GIORDANO SANGIORGI: Concordo, infatti molte produzioni La Tempesta sono distribuite Universal in una virtuosa collaborazione indie-major.
DOC INDIE: penso che si debba fare un bel distinguo tra una collaborazione indie-major per la distribuzione presente in una indie chart e un prodotto esclusivamente realizzato e distribuito da una major. Ho sempre visto di buon occhio il primo tipo di collaborazioni. Non hanno mai causato alcun male, anzi. E ciò perché in questo tipo di partnership si conserva gelosamente tutta l’indipendenza creativa della piccola discografia. Nel caso citato di Caprezza & Company, sinceramente non riscontro nessuno dei rischi connessi a un’impresa discografica indipendente; si gioca sul sicuro nella consapevolezza di ottenere comunque un responso dal pubblico. E questo grazie a un vantaggio enorme nella comunicazione e nel marketing. Per un artista indie auto-prodotto o edito da una piccola label la presenza di rischi è notevolmente maggiore ed inversamente proporzionale alle risorse investite. Questo binomio, apparentemente letale, invece, spesso porta alla creazioni di prodotti di altissimo livello che meriterebbero una classifica tutta loro. BE INDIE BE FREE!
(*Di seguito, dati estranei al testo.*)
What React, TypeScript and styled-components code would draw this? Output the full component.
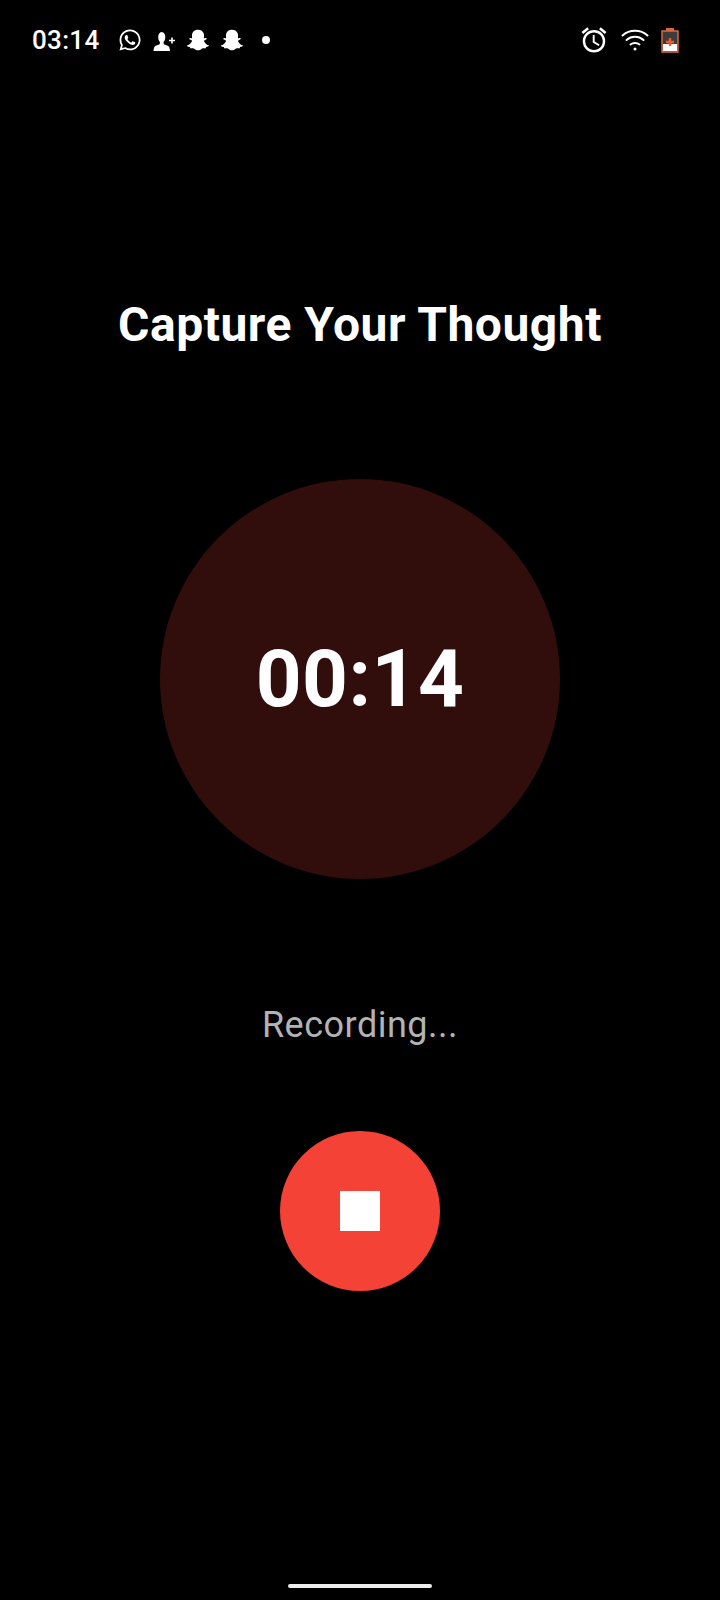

INDIANA MUSIC MAGAZINE: Concordiamo con Doc Indie sul fatto che si debbano distinguere le produzioni indipendenti distribuite da una major e quelle pubblicate direttamente da una major. Le prime, a nostro avviso, possono tranquillamente entrare nella classifica, le seconde no. Fare un distinguo di tipo artistico su ciò che è indie e ciò che non lo è diventa troppo soggettivo e se i Modà pubblicano per un’etichetta indie è giusto che rientrino nella categoria. Secondo noi non sta a chi stila classifiche giudicare la qualità di un prodotto, a meno che non si faccia esplicitamente una classifica in base al proprio gradimento, come può essere la playlist che ogni mese pubblichiamo su Indiana, ma allora bisogna specificarlo. L’escamotage potrebbe essere quello di chiamare la classifica, anziché indie, “alternativa”. Katia Del Savio ed Elisa Giovanatti di Indianamusicmag.
GIORDANO SANGIORGI: Credo si possa fare in questo modo molto semplice: dalla classifica attuale – dove tra l’altro sono presenti proprio tutti, nessuno escluso,purché si parta da una produzione indipendente – si tolgono mentre la si legge gli artisti major di attitudine indie e si ha immediatamente anche l’altra classifica.
DOC INDIE: La cosa andrebbe comunque ben specificato. Così comunque si correrebbe il rischio di avere due podi diversi sovrapposti o ancora peggio una classifica di “Seria A” e una di “Serie B”. Sa tanto di F1 della metà degli anni Ottanta quando gareggiavano propulsori turbo e aspirati e venivano, per l’appunto, stilate due differenti classifiche. Mah… non voglio sembrare troppo partigiano – faccio parte anch’io di INDIANA MUSIC MAGAZINE quando smetto i panni del dottore musicale – ma preferisco una soluzione stile “indiano.”